▸ DATA SEGMENT:
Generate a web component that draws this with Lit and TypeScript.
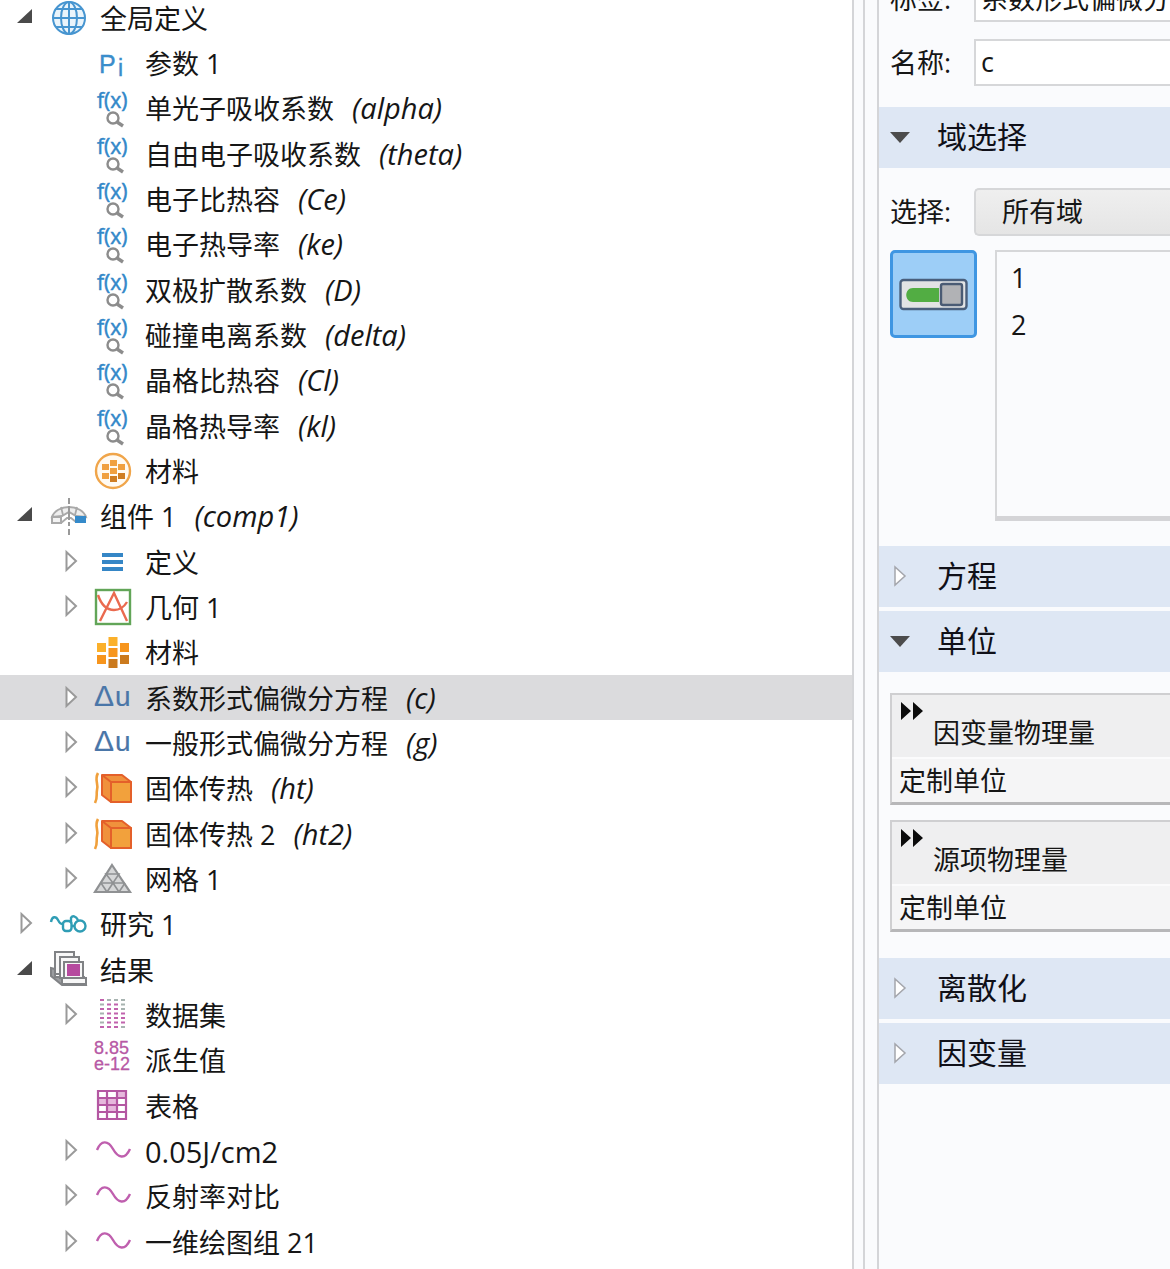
import { LitElement, html, svg, css, nothing, SVGTemplateResult } from "lit";
import { customElement, property, state } from "lit/decorators.js";
import { classMap } from "lit/directives/class-map.js";

interface TreeNode {
  icon: string;
  label: string;
  tag?: string;
  level: 0 | 1;
  expand?: "open" | "closed";
  latin?: boolean;
}

const NODES: TreeNode[] = [
  { level: 0, expand: "open", icon: "globe", label: "全局定义" },
  { level: 1, icon: "param", label: "参数 1" },
  { level: 1, icon: "func", label: "单光子吸收系数", tag: "(alpha)" },
  { level: 1, icon: "func", label: "自由电子吸收系数", tag: "(theta)" },
  { level: 1, icon: "func", label: "电子比热容", tag: "(Ce)" },
  { level: 1, icon: "func", label: "电子热导率", tag: "(ke)" },
  { level: 1, icon: "func", label: "双极扩散系数", tag: "(D)" },
  { level: 1, icon: "func", label: "碰撞电离系数", tag: "(delta)" },
  { level: 1, icon: "func", label: "晶格比热容", tag: "(Cl)" },
  { level: 1, icon: "func", label: "晶格热导率", tag: "(kl)" },
  { level: 1, icon: "materialsGlobal", label: "材料" },
  { level: 0, expand: "open", icon: "component", label: "组件 1", tag: "(comp1)" },
  { level: 1, expand: "closed", icon: "definitions", label: "定义" },
  { level: 1, expand: "closed", icon: "geometry", label: "几何 1" },
  { level: 1, icon: "materials", label: "材料" },
  { level: 1, expand: "closed", icon: "pde", label: "系数形式偏微分方程", tag: "(c)" },
  { level: 1, expand: "closed", icon: "pde", label: "一般形式偏微分方程", tag: "(g)" },
  { level: 1, expand: "closed", icon: "heat", label: "固体传热", tag: "(ht)" },
  { level: 1, expand: "closed", icon: "heat", label: "固体传热 2", tag: "(ht2)" },
  { level: 1, expand: "closed", icon: "mesh", label: "网格 1" },
  { level: 0, expand: "closed", icon: "study", label: "研究 1" },
  { level: 0, expand: "open", icon: "results", label: "结果" },
  { level: 1, expand: "closed", icon: "datasets", label: "数据集" },
  { level: 1, icon: "derived", label: "派生值" },
  { level: 1, icon: "table", label: "表格" },
  { level: 1, expand: "closed", icon: "plot", label: "0.05J/cm2", latin: true },
  { level: 1, expand: "closed", icon: "plot", label: "反射率对比" },
  { level: 1, expand: "closed", icon: "plot", label: "一维绘图组 21" },
];

const DATASET_COLS = [7, 14, 21, 28];
const DATASET_ROWS = [0, 1, 2, 3, 4, 5, 6];
const DATASET_PINK = ["1000", "0110", "1110", "0111", "1111", "0111", "1110"];

const ICONS: Record<string, SVGTemplateResult> = {
  globe: svg`<g fill="none" stroke="#4795d0" stroke-width="2">
    <circle cx="21" cy="23" r="16" fill="#eaf4fb"/>
    <ellipse cx="21" cy="23" rx="8" ry="16"/>
    <path d="M21 7V39M5 23H37M8 14H34M8 32H34"/></g>`,
  param: svg`<g fill="#3a8dcb" stroke="#3a8dcb" stroke-width=".4"><text x="6" y="33" font-size="25">P</text><text x="25" y="36" font-size="23">i</text></g>`,
  func: svg`<text class="formula" x="4" y="23" font-size="21" fill="#3288c9" stroke="#3288c9" stroke-width=".5">f(x)</text>
    <circle cx="20" cy="33" r="5.5" fill="#fff" stroke="#8c8c8c" stroke-width="2.4"/>
    <path d="M24 37L30 41" stroke="#8c8c8c" stroke-width="3.4"/>`,
  materialsGlobal: svg`<circle cx="20" cy="23" r="17" fill="#fffaf2" stroke="#f0a54a" stroke-width="2.4"/>
    <g fill="#f0a040"><path d="M17 12h7v6h-7zM9 16h7v6H9zM25 16h7v6h-7zM17 20h7v6h-7zM9 25h7v6H9z"/>
    <path fill="#cf7d22" d="M17 28h7v6h-7zM25 25h7v6h-7z"/></g>`,
  component: svg`<path d="M4 24C6 18 13 14 21 14S36 18 38 24L28 23L21 19L14 23Z" fill="#eee" stroke="#a9a9a9" stroke-width="2"/>
    <path d="M4 24h9v6H4z" fill="#f3f3f3" stroke="#a9a9a9" stroke-width="2"/>
    <path d="M13 14L15 22M29 14L27 22M13 30L19 25H23L28 29" fill="none" stroke="#a9a9a9" stroke-width="1.8"/>
    <path d="M27 23h11v7H27z" fill="#358aca"/>
    <path d="M21 5v6M21 13v14M21 29v4M21 36v6" stroke="#999" stroke-width="2"/>`,
  definitions: svg`<path d="M9 14h21v4H9zM9 21h21v4H9zM9 28h21v4H9z" fill="#3586c6"/>`,
  geometry: svg`<rect x="3" y="6" width="34" height="34" fill="#fff" stroke="#62a558" stroke-width="2.4"/>
    <g fill="none" stroke="#ea6a4f" stroke-width="2.4"><path d="M7 37L21 9L34 37"/>
    <path d="M5 11C8 20 13 26 21 26C27 26 31 23 34 18"/></g>`,
  materials: svg`<g fill="#f7951d"><path fill="#fbb02a" d="M15.500 8h9v9h-9zM4 14h9v9H4z"/>
    <path d="M27 14h9v9h-9zM15.500 19h9v9h-9zM4 26h9v9H4z"/>
    <path fill="#cb7a1e" d="M27 26h9v9h-9zM15.500 30h9v9h-9z"/></g>`,
  pde: svg`<g fill="#4a76a8" stroke="#4a76a8" stroke-width=".2"><text x="1" y="31" font-size="30">Δ</text><text x="22" y="31" font-size="28">u</text></g>`,
  heat: svg`<g stroke="#e4602a" stroke-width="2" stroke-linejoin="round">
    <path d="M9 10H29L38 17V37H18L9 30Z" fill="#f0913c"/><path d="M18 17H38V37H18Z" fill="#f2a13c"/><path d="M9 10L18 17" fill="none"/></g>
    <path d="M5 8C1 15 6 19 4 25C3 30 5 32 2 38" fill="none" stroke="#f0a03c" stroke-width="2.6"/>`,
  mesh: svg`<path d="M19 9L37 36H2Z" fill="#d6d7d8" stroke="#8f9193" stroke-width="2.2"/>
    <g fill="none" stroke="#8f9193" stroke-width="1.6"><path d="M13 18H26L20 27ZM7 27H32M14 36L20 27L26 36M8 27L14 36M32 27L26 36"/></g>`,
  study: svg`<g fill="none" stroke="#2f9db5" stroke-width="2.4"><path d="M3 21C4 15 8 15 10 19S13 23 16 23M23 22V17C24 14 28 15 30 19M23 25h4"/>
    <rect x="15" y="20" width="8.500" height="10" rx="3"/><circle cx="32" cy="25" r="5.5"/></g>`,
  results: svg`<g fill="#f7f7f7" stroke="#808285" stroke-width="2">
    <path d="M3 21L7 22V30H36L38 38H14L3 29Z" fill="#9b9da0"/>
    <path d="M7 5H26V27H7Z"/><path d="M12 10H31V31H12Z"/><path d="M16 15H35V32H16Z"/>
    <path d="M14 31H38V37H14Z"/></g><path d="M19 17H32V29H19Z" fill="#b64a9f"/>`,
  datasets: svg`${DATASET_ROWS.map((r) =>
    DATASET_COLS.map(
      (x, c) => svg`<rect x=${x} y=${7 + r * 4.5} width="4" height="2" fill=${DATASET_PINK[r][c] === "1" ? "#c163ad" : "#a7b3b0"}/>`
    )
  )}`,
  derived: svg`<g fill="#b759a5" stroke="#b759a5" stroke-width=".3"><text x="1" y="17" font-size="18">8.85</text><text x="1" y="33" font-size="18">e-12</text></g>`,
  table: svg`<path d="M5 8H33V36H5Z" fill="#fff"/><path d="M24 8h9v7h-9zM5 15h9v7H5zM14 15h10v14H14z" fill="#e6b8dc"/>
    <path d="M5 8H33V36H5ZM14 8V36M24 8V36M5 15H33M5 22H33M5 29H33" fill="none" stroke="#b457a2" stroke-width="2.2"/>`,
  plot: svg`<path d="M4 22C8 12 15 12 20 21S32 32 37 21" fill="none" stroke="#bf5fae" stroke-width="2.4"/>`,
};

@customElement("model-tree")
class ModelTree extends LitElement {
  @state() private selected = 15;

  static styles = css`
    :host { display: block; overflow: hidden; }
    .tree { list-style: none; margin: -5px 0 0; padding: 0; }
    .row {
      display: flex; align-items: flex-start; height: 45px; padding-left: 14px;
      box-sizing: border-box; white-space: nowrap; cursor: default;
    }
    .row:nth-child(3n) { height: 46px; }
    .row.child { padding-left: 59px; }
    .row.selected { background: #dbdbdd; }
    .expander {
      width: 22px; height: 44px; margin-right: 12px; padding: 0; border: 0;
      background: none; flex: none; display: block;
    }
    .arrow { display: block; }
    .icon { flex: none; width: 40px; height: 44px; margin-right: 12px; overflow: visible; font-family: "Liberation Sans", sans-serif; }
    .formula { font-family: "Open Sans", sans-serif; }
    .label { line-height: 48px; }
    .label.latin { font-size: 29px; }
    .tag { font-size: 29px; font-style: italic; margin-left: 18px; line-height: 46px; }
  `;

  private expander(node: TreeNode) {
    if (!node.expand) return html`<span class="expander"></span>`;
    return html`<button class="expander" tabindex="-1" aria-label=${node.label}>
      <svg class="arrow" width="22" height="44" viewBox="0 0 22 44" aria-hidden="true">
        ${node.expand === "open"
          ? svg`<path d="M18 14V28H3Z" fill="#4a4a4a"/>`
          : svg`<path d="M7.500 13V31L17 22Z" fill="#fff" stroke="#9a9a9a" stroke-width="2"/>`}
      </svg>
    </button>`;
  }

  render() {
    return html`<ul class="tree" role="tree">
      ${NODES.map(
        (n, i) => html`<li
          class=${classMap({ row: true, child: n.level === 1, selected: i === this.selected })}
          role="treeitem"
          aria-level=${n.level + 1}
          aria-selected=${i === this.selected}
          @click=${() => (this.selected = i)}
        >${this.expander(n)}<svg class="icon" viewBox="0 0 40 44" aria-hidden="true">${ICONS[n.icon]}</svg><span
            class=${classMap({ label: true, latin: !!n.latin })}>${n.label}</span>${n.tag
            ? html`<span class="tag">${n.tag}</span>`
            : nothing}</li>`
      )}
    </ul>`;
  }
}

@customElement("settings-section")
class SettingsSection extends LitElement {
  @property() heading = "";
  @property({ type: Boolean }) open = false;

  static styles = css`
    :host { display: block; }
    .head {
      display: flex; align-items: center; width: 100%; height: 61px; padding: 0 0 2px 10px;
      border: 0; background: #dee7f4; font: inherit; font-size: 30px; line-height: 44px;
      color: #101018; text-align: left; white-space: nowrap;
    }
    .mark { flex: none; margin-right: 26px; }
  `;

  render() {
    return html`<button class="head" aria-expanded=${this.open} @click=${() => (this.open = !this.open)}>
        <svg class="mark" width="22" height="24" viewBox="0 0 22 24" aria-hidden="true">
          ${this.open
            ? svg`<path d="M1 7H21L11 18Z" fill="#4c4c4c"/>`
            : svg`<path d="M6 3V21L16 12Z" fill="#fff" stroke="#a4a6ac" stroke-width="1.500"/>`}
        </svg>
        <span>${this.heading}</span>
      </button>
      ${this.open ? html`<slot></slot>` : nothing}`;
  }
}

@customElement("app-root")
class AppRoot extends LitElement {
  static styles = css`
    :host {
      display: flex; height: 100vh; overflow: hidden; background: #fafbfd; color: #161616;
      font-family: "Open Sans", "Noto Sans CJK SC", sans-serif; font-size: 27px; line-height: 40px;
    }
    .model { flex: 0 0 73%; box-sizing: border-box; border-right: 2px solid #d4d5d8; background: #fff; }
    .splitter { flex: none; width: 9px; margin-right: 12px; border-right: 2px solid #d4d5d8; }
    .settings { flex: 1; min-width: 0; overflow: hidden; border-left: 2px solid #d4d5d8; }
    .identity { display: grid; gap: 17px; margin-top: -25px; padding: 0 0 21px 11px; }
    .field { display: flex; align-items: center; white-space: nowrap; }
    .name { flex: none; width: 84px; }
    .text, .choice {
      flex: 1; min-width: 0; height: 47px; box-sizing: border-box; margin: 0; border: 2px solid #d6d7d9;
      border-right: 0; border-radius: 0; background: #fff; color: inherit; font: inherit; outline: none;
    }
    .text { padding: 0 0 2px 5px; }
    .choice {
      appearance: none; height: 48px; padding: 0 0 0 26px; border-radius: 5px 0 0 5px;
      background: linear-gradient(#efefef, #e5e5e5);
    }
    .domain { padding: 20px 0 25px 11px; }
    .picker { display: flex; align-items: flex-start; gap: 18px; margin-top: 14px; }
    .toggle {
      flex: none; width: 87px; height: 88px; padding: 0; border: 3px solid #3f96e2; border-radius: 5px;
      background: #9dcef7; display: grid; place-items: center;
    }
    .domains {
      flex: 1; list-style: none; margin: 0; padding: 2px 0 0 14px; height: 271px; box-sizing: border-box;
      border: 2px solid #d6d7d9; border-right: 0; border-bottom: 5px solid #d4d4d7;
    }
    .domains li { height: 47px; line-height: 47px; }
    .gap { margin-top: 4px; }
    .units { display: grid; gap: 15px; padding: 21px 0 26px 11px; }
    .unit {
      width: 100%; border-collapse: separate; border-spacing: 0; border: 2px solid #cfcfd1; border-right: 0;
      border-bottom: 3px solid #b7b7b9; background: #f5f5f6; font-weight: 400; text-align: left;
      white-space: nowrap; table-layout: fixed;
    }
    .unit th { padding: 0; height: 64px; box-sizing: border-box; font-weight: 400; background: #efeff0; border-bottom: 2px solid #fbfbfc; vertical-align: top; }
    .unit td { padding: 0 0 0 7px; height: 43px; box-sizing: border-box; }
    .quantity { display: flex; align-items: flex-start; gap: 10px; padding: 7px 0 0 9px; height: 55px; box-sizing: border-box; }
    .quantity span { padding-top: 13px; line-height: 36px; }
  `;

  private unit(quantity: string, value: string) {
    return html`<table class="unit">
      <tr><th scope="col"><div class="quantity">
        <svg width="22" height="19" viewBox="0 0 22 19" aria-hidden="true"><path d="M0 0L10 9L0 18ZM12 0L22 9L12 18Z" fill="#0c0c0c"/></svg>
        <span>${quantity}</span></div></th></tr>
      <tr><td>${value}</td></tr>
    </table>`;
  }

  render() {
    return html`
      <model-tree class="model"></model-tree>
      <div class="splitter"></div>
      <main class="settings">
        <div class="identity">
          <div class="field"><label class="name" for="tag">标签:</label><input class="text" id="tag" value="系数形式偏微分方程"></div>
          <div class="field"><label class="name" for="name">名称:</label><input class="text" id="name" value="c"></div>
        </div>
        <settings-section heading="域选择" open>
          <div class="domain">
            <div class="field"><label class="name" for="scope">选择:</label>
              <select class="choice" id="scope"><option>所有域</option></select></div>
            <div class="picker">
              <button class="toggle" aria-label="激活选择" aria-pressed="true">
                <svg width="69" height="33" viewBox="0 0 69 33" aria-hidden="true">
                  <rect x="1.500" y="2" width="66" height="29" rx="3" fill="#e2e3e4" stroke="#4a5f7c" stroke-width="2.400"/>
                  <path d="M40 10V24H14C5 24 5 10 14 10Z" fill="#52ad43"/>
                  <rect x="42" y="6" width="21" height="21" rx="2" fill="#b1b2b5" stroke="#4a5b74" stroke-width="2.400"/>
                </svg>
              </button>
              <ul class="domains"><li>1</li><li>2</li></ul>
            </div>
          </div>
        </settings-section>
        <settings-section heading="方程"></settings-section>
        <settings-section class="gap" heading="单位" open>
          <div class="units">
            ${this.unit("因变量物理量", "定制单位")}
            ${this.unit("源项物理量", "定制单位")}
          </div>
        </settings-section>
        <settings-section heading="离散化"></settings-section>
        <settings-section class="gap" heading="因变量"></settings-section>
      </main>`;
  }
}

▸ EXERCISE DESCRIPTION:
List all lines holding the string "component".

▸ WRITTEN ANSWER:
Generate a web component that draws this with Lit and TypeScript.
  { level: 0, expand: "open", icon: "component", label: "组件 1", tag: "(comp1)" },
  component: svg`<path d="M4 24C6 18 13 14 21 14S36 18 38 24L28 23L21 19L14 23Z" fill="#eee" stroke="#a9a9a9" stroke-width="2"/>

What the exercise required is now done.